Before I graduated high school, I was able to secure direct admittance into a local Physician Assistant program, and I was awarded the Presidential and Promise scholarships which amounted to around $14,000 a year. I was elated to attend my college, but after beginning classes, I realized how difficult college was going to be for me. I was the high school student who never needed to study or take notes. I got by with a good GPA and was able to be inducted into National Honor Society with little effort because I paid attention and retained enough information to get good grades. Because of that, I had never developed the study skills I would need once I began college classes. I really struggled my first few semesters. I vividly remember lying in my dorm room bed with my Biology textbook and my poorly written notes. I had an exam the following morning, and I knew I was in trouble because I didn’t even know how to make well organized index cards or how to cram the immense amount of information into my head. I was struggling with depression and even contacted the school counselor to speak with them about it. I ended up not going, which I still regret. I did adjust with time, and I feel I started to do better. I took some difficult courses in the summer and was able to get A’s in A&P 1 and 2. Things were looking up, but I already knew I wasn’t going to be able to keep the GPA I needed to keep my direct admittance to the PA program. That’s when I changed my major to computer science.

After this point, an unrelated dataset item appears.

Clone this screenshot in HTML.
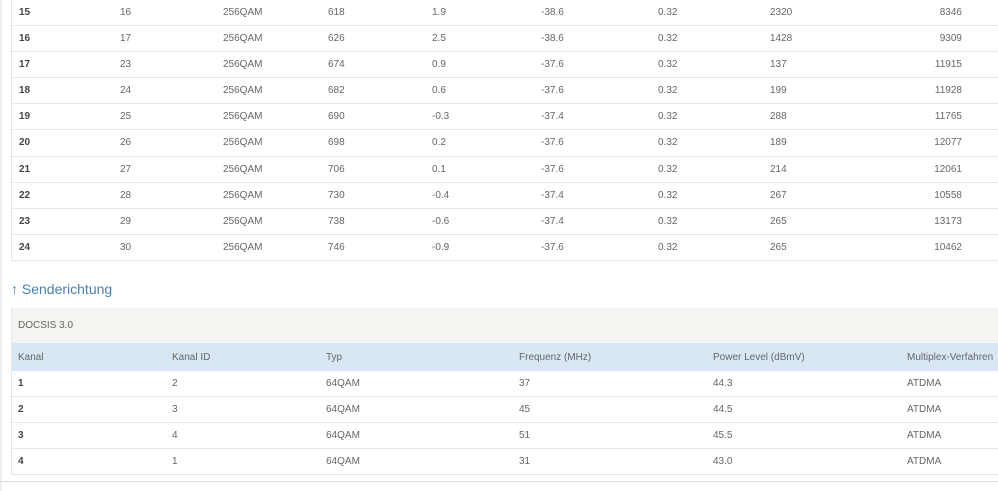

I had bonded with some of the computer professors and thought that software engineering would be a good fit for me. I attended classes and all was well for awhile…until it wasn’t. I got pregnant, and that’s when I started struggling again. I lived about 45 minutes away and commuted daily. After my daily classes, I would spend a few hours at home with my newborn, and I would then go to work. I was working as a caretaker for an elderly woman, and I stayed with her overnight throughout the week. After getting little sleep at night, I would go back to my classes the next morning and begin the same routine. I did this all while breastfeeding my son and pumping between classes in the conference room. It became too much for me to handle, and I felt something needed to give in order for me to be able to continue. I couldn’t quit working because I was our only source of income while my boyfriend finished school, and I couldn’t stop being a mother. I chose to stop going to classes.
I received 5 failing grades for that semester in school, and I was put on academic probation. I was determined to return the following semester, so I registered for classes and started again. It wasn’t long before I became overwhelmed, but I had missed the withdraw date. I chose to stop going to classes again and received an additional 5 F’s . I didn’t realize at the time how big of a mistake that was going to be and how difficult it would be for me to move past it.
Fast forward a few years, and my boyfriend had graduated from the same school, and we were in the position financially to send me back to school to finish my degree. I took some time to figure out what I really wanted to do as a career, and the only thing I really feel I could have a passion for in life is Midwifery. I started calling around to different Registered Nurse programs and found out I could start immediately at a local nursing program. I was so happy because I was finally going to finish the degree I started.
I finished the first 12 months of the program with a 4.0 GPA. I worked so hard for that GPA, and I told myself I was capable of A’s and wasn’t going to accept anything less from myself. I’m now ready to start the second half of the program, but in order to do that, I have to have a 3.0 cumulative GPA. I never realized that that would include the classes I had at at my initial school. I thought I only needed a 3.0 in my program courses. I didn’t realize that mistakes from 5 years ago would still prevent me from bettering myself. The rest of my cohort starts in September, and I’m going to get left behind if I can’t get my GPA above the 3.0 needed to begin. My cumulative GPA now stands at 2.63. That’s SO many credits, and it’s impossible for me to get the classes in by September. I have contacted my first college to expunge my last 2 semesters from my transcript. What are the chances of that happening?
I feel as if I’m stuck here in my dismal job that I’m way too intelligent for, and I feel I could have amounted to so much and now I’m nothing. Any advice would be appreciated. I know it’s better to retake classes you failed to bring your GPA up, but do those need to be through the initial college for them to be replaces, and what are the chances they would even let me return to retake them? Is it fair that my dumb choices from 5 years ago can still ruin my life?